That’s exactly what you have to do. Find a colleague. Show them real value – in a demo! Do a quick demo with them when they’re not expecting it. Whisper sweet things into their ear, as you show them how your app can save you guys 3x time. Sometimes, people will get on board just because it’ll save them 0.1x of their nerves and patience. This is what you have to bank on, and you have to do it well. You’re gunning for the moment when your colleague says “yeah maybe we could try that.”

That’s what happened when I wanted everyone in the marketing team at Exit festival to switch from email to Slack. Or, rather, to switch from the lunacy that is 100+ daily emails to something more sensible.

I also pitched Trello as a great app to help us all focus on who’s doing what in a project (up until then, all tasks were almost exclusively kept in one person’s head). So it made it difficult and slow to find out who’s who, what’s what, and who can help you out with what. Trello solved all this perfectly with cards, a calendar, and the ability to connect people with cards.

Once you get one person on board, it gets a bit easier, since it’s now two of you.
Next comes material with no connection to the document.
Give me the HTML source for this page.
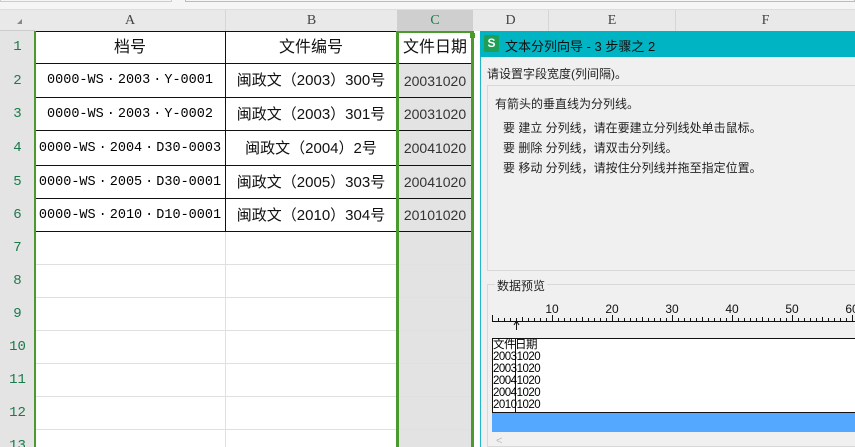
<!DOCTYPE html>
<html style="overflow:hidden;width:855px;height:447px"><head><meta charset="utf-8"><style>
*{margin:0;padding:0;box-sizing:border-box}
body{width:855px;height:447px;overflow:hidden;background:#fff;position:relative;font-family:"Liberation Sans","Noto Sans CJK SC",sans-serif}
.a{position:absolute}
.hdr{background:#e9e9e9;color:#444;font-family:"Liberation Serif","Noto Sans CJK SC",serif;font-size:14px;text-align:center;line-height:21px}
.rh{background:#e4e4e4;color:#1a7a4a;font-family:"Liberation Mono",monospace;font-size:14px;text-align:center;width:35px;left:0}
.cell{font-family:"Liberation Sans","Noto Sans CJK SC",sans-serif;font-size:14px;color:#111;text-align:center;white-space:nowrap}
.dt{font-size:12px;color:#222;white-space:nowrap;font-family:"Liberation Sans","Noto Sans CJK SC",sans-serif}
.d{padding:0 3px}
</style></head><body>
<div class="a" style="left:0;top:0;width:855px;height:10px;background:#f5f5f5;border-bottom:1px solid #ddd"></div>
<div class="a" style="left:0;top:0;width:172px;height:2px;border:1px solid #ccc;border-top:none"></div>
<div class="a" style="left:185px;top:0;width:670px;height:2px;border:1px solid #bbb;border-top:none"></div>
<div class="a hdr" style="left:0;top:10px;width:855px;height:21px;border-bottom:1px solid #ccc"></div>
<div class="a" style="left:17px;top:19px;width:0;height:0;border-left:5px solid transparent;border-bottom:5px solid #888"></div>
<div class="a hdr" style="left:35px;top:10px;width:190px;height:21px">A</div>
<div class="a hdr" style="left:225px;top:10px;width:172px;height:21px;border-left:1px solid #d6d6d6">B</div>
<div class="a hdr" style="left:397px;top:10px;width:76px;height:21px;background:#cfcfcf;color:#1a7a4a">C</div>
<div class="a hdr" style="left:473px;top:10px;width:75px;height:21px">D</div>
<div class="a hdr" style="left:548px;top:10px;width:127px;height:21px;border-left:1px solid #d6d6d6">E</div>
<div class="a hdr" style="left:675px;top:10px;width:180px;height:21px;border-left:1px solid #d6d6d6">F</div>
<div class="a" style="left:0;top:31px;width:35px;height:416px;background:#e4e4e4"></div>
<div class="a" style="left:225px;top:232px;width:1px;height:215px;background:#e0e0e0"></div>
<div class="a" style="left:397px;top:64px;width:76px;height:383px;background:#e3e3e3"></div>
<div class="a" style="left:397px;top:31px;width:76px;height:33px;background:#fff"></div>
<script>
var tops=[31,64,98,131,166,199,232,265,298,331,364,397,430,447];
var h='';
for(var i=0;i<13;i++){var t=tops[i],hh=tops[i+1]-t;
h+='<div class="a rh" style="top:'+t+'px;height:'+hh+'px;line-height:'+(i==12?33:hh)+'px;overflow:hidden">'+(i+1)+'</div>';
if(i<12)h+='<div class="a" style="left:35px;top:'+(tops[i+1]-1)+'px;width:438px;height:1px;background:'+(i<6?'#111':'#e0e0e0')+'"></div>';
}
document.write(h);
</script>
<div class="a" style="left:35px;top:31px;width:438px;height:1px;background:#111"></div>
<div class="a" style="left:225px;top:31px;width:1px;height:201px;background:#111"></div>
<div class="a cell" style="left:35px;top:31px;width:190px;line-height:33px;font-size:16px">档号</div>
<div class="a cell" style="left:225px;top:31px;width:172px;line-height:33px;font-size:16px">文件编号</div>
<div class="a cell" style="left:397px;top:31px;width:76px;line-height:33px;font-size:16px">文件日期</div>
<script>
var A=[["2003","Y-0001"],["2003","Y-0002"],["2004","D30-0003"],["2005","D30-0001"],["2010","D10-0001"]];
var B=["闽政文（2003）300号","闽政文（2003）301号","闽政文（2004）2号","闽政文（2005）303号","闽政文（2010）304号"];
var C=["20031020","20031020","20041020","20041020","20101020"];
var s='';
for(var i=0;i<5;i++){var t=tops[i+1],hh=tops[i+2]-t;
s+='<div class="a cell" style="left:35px;top:'+t+'px;width:190px;line-height:'+hh+'px;font-family:\'Liberation Mono\',monospace;font-size:13.5px;color:#000">0000-WS<span class="d">·</span>'+A[i][0]+'<span class="d">·</span>'+A[i][1]+'</div>';
s+='<div class="a cell" style="left:225px;top:'+t+'px;width:172px;line-height:'+hh+'px;font-size:15px">'+B[i]+'</div>';
s+='<div class="a cell" style="left:397px;top:'+t+'px;width:76px;line-height:'+hh+'px;color:#333">'+C[i]+'</div>';}
document.write(s);
</script>
<div class="a" style="left:34px;top:31px;width:2px;height:416px;background:#4a9a2e"></div>
<div class="a" style="left:396px;top:31px;width:3px;height:416px;background:#4a9a2e"></div>
<div class="a" style="left:471px;top:31px;width:3px;height:416px;background:#4a9a2e"></div>
<div class="a" style="left:396px;top:31px;width:78px;height:2px;background:#4a9a2e"></div>
<div class="a" style="left:470px;top:33px;width:5px;height:5px;background:#4a9a2e"></div>
<div class="a" style="left:480px;top:31px;width:375px;height:416px;background:#f0f0f0;border-left:1px solid #20b8c8"></div>
<div class="a" style="left:480px;top:31px;width:375px;height:26px;background:#00b4c4"></div>
<div class="a" style="left:484px;top:35px;width:15px;height:17px;background:#1f9e58;border-radius:2px;color:#fff;font-weight:bold;font-size:12px;text-align:center;line-height:17px">S</div>
<div class="a dt" style="left:505px;top:36px;font-size:13px;color:#111">文本分列向导 - 3 步骤之 2</div>
<div class="a dt" style="left:487px;top:65px">请设置字段宽度(列间隔)。</div>
<div class="a" style="left:487px;top:85px;width:368px;height:186px;border:1px solid #d8d8d8;border-right:none"></div>
<div class="a dt" style="left:495px;top:95px">有箭头的垂直线为分列线。</div>
<div class="a dt" style="left:503px;top:119px">要 建立 分列线，请在要建立分列线处单击鼠标。</div>
<div class="a dt" style="left:503px;top:139px">要 删除 分列线，请双击分列线。</div>
<div class="a dt" style="left:503px;top:159px">要 移动 分列线，请按住分列线并拖至指定位置。</div>
<div class="a" style="left:487px;top:284px;width:368px;height:163px;border:1px solid #d8d8d8;border-right:none"></div>
<div class="a dt" style="left:495px;top:277px;background:#f0f0f0;padding:0 2px">数据预览</div>
<svg class="a" style="left:490px;top:300px" width="365" height="30">
<g font-family="Liberation Sans" font-size="12" fill="#111" text-anchor="middle">
<text x="62" y="13">10</text><text x="122" y="13">20</text><text x="182" y="13">30</text><text x="242" y="13">40</text><text x="302" y="13">50</text><text x="362" y="13">60</text></g>
<line x1="2" y1="21.5" x2="365" y2="21.5" stroke="#111"/>
<path id="t" stroke="#111" fill="none" d=""/>
<line x1="26.5" y1="21" x2="26.5" y2="30" stroke="#111"/>
<path d="M24 25 L26.5 21 L29 25" stroke="#111" fill="none"/>
</svg>
<script>
var d='';for(var k=0;k<=60;k++){var x=2+k*6+.5;var l=k%10==0?6:(k%5==0?4:3);d+='M'+x+' '+(21-l)+'V21';}
document.getElementById('t').setAttribute('d',d);
</script>
<div class="a" style="left:492px;top:338px;width:363px;height:75px;background:#fff;border:1px solid #111;border-right:none"></div>
<div class="a" style="left:515px;top:338px;width:1px;height:74px;background:#111"></div>
<div class="a" style="left:493px;top:339px;font-family:'Liberation Sans','Noto Sans CJK SC',sans-serif;font-size:11.5px;line-height:12px;color:#000;letter-spacing:-.5px">文件日期<br>20031020<br>20031020<br>20041020<br>20041020<br>20101020</div>
<div class="a" style="left:492px;top:412px;width:363px;height:20px;background:#55a8ff;border-top:1px solid #111"></div>
<div class="a dt" style="left:496px;top:435px;color:#bbb;font-size:11px">&lt;</div>
</body></html>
Rinse and repeat until you have enough people so you feel confident enough to…

Flip the switch

Keep talking about the pain points in the current way you manage projects. There’s always one person in a team who hates getting emails all the time and would love to try it out if it helps them. There’s another who likes to try new things. The third kind doesn’t really care and has a project to work on. The fourth hates the idea, and hates change in general.

In your case, you just have to win over 51% of your team. The rest will, in true democratic fashion, have to follow. After a while, people will calm down and embrace the new tool. But only if it proves it let’s them do what they do in a faster way.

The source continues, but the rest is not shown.